The workings of Florida’s involuntary commitment statutes were discussed in oral arguments held today before the Florida Supreme Court in J.R. v. Palmer (SC13-1549). Briefs in the case are available here.

The appellant in the case, J.R., was charged with a felony in 2000 and was found incompetent to stand trial in 2001. In 2004, after no evidence was presented that J.R. would ever be competent to stand trial, criminal charges against J.R. were dismissed and he was involuntarily committed to a residential facility under the care and custody of the state’s Agency for Persons with Disabilities (APD). J.R. eventually challenged the statutes governing his involuntary commitment in federal district court, where he lost. On appeal, the 11th Circuit Court of Appeals certified questions of statutory interpretation to the Florida Supreme Court to determine whether Florida’s involuntary commitment statutes provide the required procedural due process protections.

As background, a person may be involuntarily committed if the person has an intellectual disability and (1) the person lacks ability to consent and lacks basic self-care abilities such that no close supervision would result in a real and present threat to the person’s well-being; or (2) the person is likely to injure others if allowed to remain at liberty. Section 393.11, Fla. Stat. A person who has been involuntarily committed may only be released upon order of the committing court. Because involuntary commitment restricts an individual’s liberty, involuntary commitment requires rigorous due process protections, which the 11th Circuit in this case held to include a periodic review requirement to determine if a person continues to meet the criteria required for involuntary commitment. See Parham v. J.R., 442 U.S. 584 (1979) and Williams v. Wallis, 734 F.2d 1434 (11th Cir. 1984). The 11th Circuit’s opinion is available here.
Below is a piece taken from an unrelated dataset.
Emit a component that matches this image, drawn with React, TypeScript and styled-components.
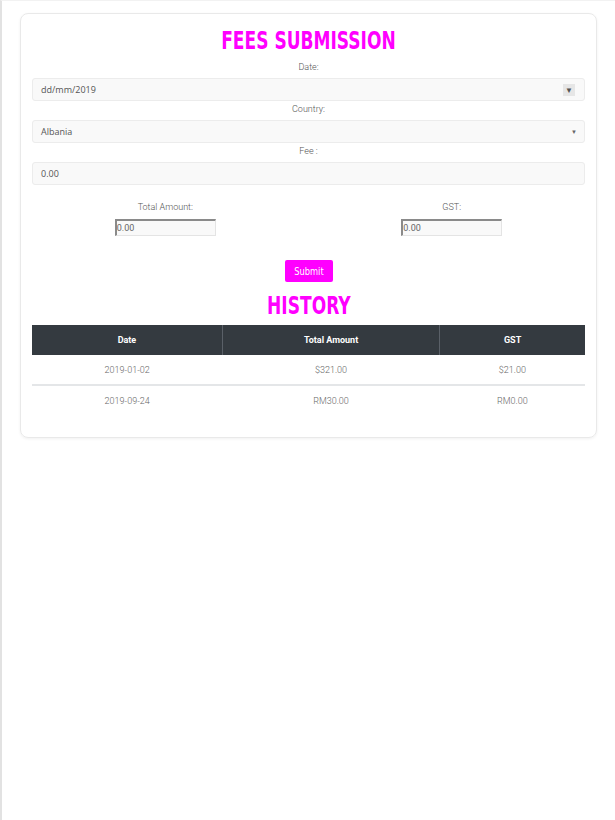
import React from "react";
import styled, { createGlobalStyle } from "styled-components";

const Global = createGlobalStyle`
  html, body { margin: 0; padding: 0; background: #fff; }
  body { font-family: Roboto, "Liberation Sans", sans-serif; }
  * { box-sizing: border-box; }
`;

const Page = styled.div`
  min-height: 820px;
  border-left: 2px solid #e2e2e2;
  border-top: 1px solid #f2f2f2;
  padding: 12px 18px 0 18px;
`;

const Card = styled.div`
  border: 1px solid #e9e9e9;
  border-radius: 8px;
  box-shadow: 0 1px 3px rgba(0, 0, 0, 0.06);
  padding: 11px 11px 22px 11px;
  display: flex;
  flex-direction: column;
  align-items: stretch;
`;

const Heading = styled.h1`
  margin: 0;
  text-align: center;
  line-height: 26px;
  height: 32px;
`;

const HeadingText = styled.span`
  display: inline-block;
  color: #ff00ff;
  font-family: "DejaVu Sans Condensed", "DejaVu Sans", sans-serif;
  font-weight: bold;
  font-size: 24px;
  transform: scaleX(0.79);
  transform-origin: center;
`;

const Label = styled.div<{ $top?: number }>`
  text-align: center;
  font-size: 9px;
  font-weight: 300;
  color: #555;
  line-height: 12px;
  margin-top: ${(p) => p.$top ?? 0}px;
  margin-bottom: 5px;
`;

const Field = styled.div`
  height: 23px;
  background: #f9f9f9;
  border: 1px solid #ececec;
  border-radius: 3px;
  display: flex;
  align-items: center;
  justify-content: space-between;
  padding: 0 7px 0 8px;
  font-size: 9px;
  color: #555;
  font-family: "Open Sans", Roboto, sans-serif;
`;

const DateArrow = styled.span`
  width: 12px;
  height: 12px;
  background: #e6e6e6;
  color: #555;
  font-size: 8px;
  display: flex;
  align-items: center;
  justify-content: center;
  margin-right: 2px;
`;

const SelectArrow = styled.span`
  font-size: 6px;
  color: #666;
`;

const Gap = styled.div<{ $h: number }>`
  height: ${(p) => p.$h}px;
`;

const SplitRow = styled.div`
  display: grid;
  grid-template-columns: 1fr 1fr;
  margin: 16px -10px 0 -10px;
`;

const SplitCol = styled.div`
  display: flex;
  flex-direction: column;
  align-items: center;
`;

const SmallLabel = styled.div`
  font-size: 9px;
  font-weight: 300;
  color: #555;
  line-height: 12px;
  margin-bottom: 6px;
`;

const SmallInput = styled.div`
  width: 101px;
  height: 17px;
  background: #f9f9f9;
  border-top: 2px solid #8a8a8a;
  border-left: 2px solid #8a8a8a;
  border-right: 1px solid #e4e4e4;
  border-bottom: 1px solid #e4e4e4;
  font-size: 9px;
  color: #666;
  line-height: 14px;
  font-family: Roboto, sans-serif;
`;

const SubmitButton = styled.button`
  align-self: center;
  margin-top: 24px;
  width: 48px;
  height: 22px;
  background: #ff00ff;
  color: #fff;
  border: none;
  border-radius: 2px;
  font-family: "DejaVu Sans Condensed", "DejaVu Sans", sans-serif;
  font-size: 10px;
  padding: 0;
`;

const ButtonText = styled.span`
  display: inline-block;
  transform: scaleX(0.92);
`;

const Table = styled.table`
  width: 100%;
  border-collapse: collapse;
  margin-top: 3px;
  font-size: 9px;
`;

const HeadCell = styled.th<{ $w: number }>`
  width: ${(p) => p.$w}px;
  height: 30px;
  background: #343a40;
  color: #fff;
  font-weight: bold;
  font-size: 9px;
  font-family: Roboto, sans-serif;
  border-left: 1px solid #5a6068;
  &:first-child { border-left: none; }
  text-align: center;
  padding: 0;
`;

const BodyRow = styled.tr`
  & + & td { border-top: 2px solid #e4e6e8; }
`;

const Cell = styled.td`
  height: 30px;
  text-align: center;
  color: #666;
  font-weight: 300;
  padding: 0;
`;

const rows = [
  { date: "2019-01-02", total: "$321.00", gst: "$21.00" },
  { date: "2019-09-24", total: "RM30.00", gst: "RM0.00" },
];

export default function App() {
  return (
    <>
      <Global />
      <Page>
        <Card>
          <Heading>
            <HeadingText>FEES SUBMISSION</HeadingText>
          </Heading>
          <Label $top={4}>Date:</Label>
          <Field>
            <span>dd/mm/2019</span>
            <DateArrow>▼</DateArrow>
          </Field>
          <Label $top={2}>Country:</Label>
          <Field>
            <span>Albania</span>
            <SelectArrow>▼</SelectArrow>
          </Field>
          <Label $top={2}>Fee :</Label>
          <Field>
            <span>0.00</span>
          </Field>
          <SplitRow>
            <SplitCol>
              <SmallLabel>Total Amount:</SmallLabel>
              <SmallInput>0.00</SmallInput>
            </SplitCol>
            <SplitCol>
              <SmallLabel>GST:</SmallLabel>
              <SmallInput>0.00</SmallInput>
            </SplitCol>
          </SplitRow>
          <SubmitButton>
            <ButtonText>Submit</ButtonText>
          </SubmitButton>
          <Gap $h={8} />
          <Heading>
            <HeadingText>HISTORY</HeadingText>
          </Heading>
          <Table>
            <thead>
              <tr>
                <HeadCell $w={190}>Date</HeadCell>
                <HeadCell $w={217}>Total Amount</HeadCell>
                <HeadCell $w={145}>GST</HeadCell>
              </tr>
            </thead>
            <tbody>
              {rows.map((r) => (
                <BodyRow key={r.date}>
                  <Cell>{r.date}</Cell>
                  <Cell>{r.total}</Cell>
                  <Cell>{r.gst}</Cell>
                </BodyRow>
              ))}
            </tbody>
          </Table>
        </Card>
      </Page>
    </>
  );
}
J.R. argues that chapter 393, Fla. Stat., creates a facially unconstitutional scheme of involuntary commitment because it does not require APD to engage in a periodic review to determine if the individual remains a threat to himself or others after being committed, and because the statutes do not require APD to petition a court to order release of an involuntarily committed individual if the individual no longer meets involuntary commitment criteria. Therefore, J.R. contends, the statutes violate procedural due process requirements on their face because they do not explicitly require APD to take any action to secure a person’s release after that person would no longer be subject to involuntary commitment in the first instance.

The state counters that section 393.0651, Fla.Stat., which directs APD to conduct support plan reviews to determine whether a client is placed in the least restrictive facility, and chapter 393, Fla. Stat. generally, can be interpreted to imply a requirement that APD evaluate whether an involuntarily committed person meets the is eligible for such commitment, and, if such eligibility cannot be established, to petition the trial court for an order directing the person’s release.

If the Court refuses to read the periodic review and petition requirements into the statutes, the federal 11th Circuit Court of Appeals may find Florida’s involuntary commitment scheme to be unconstitutional.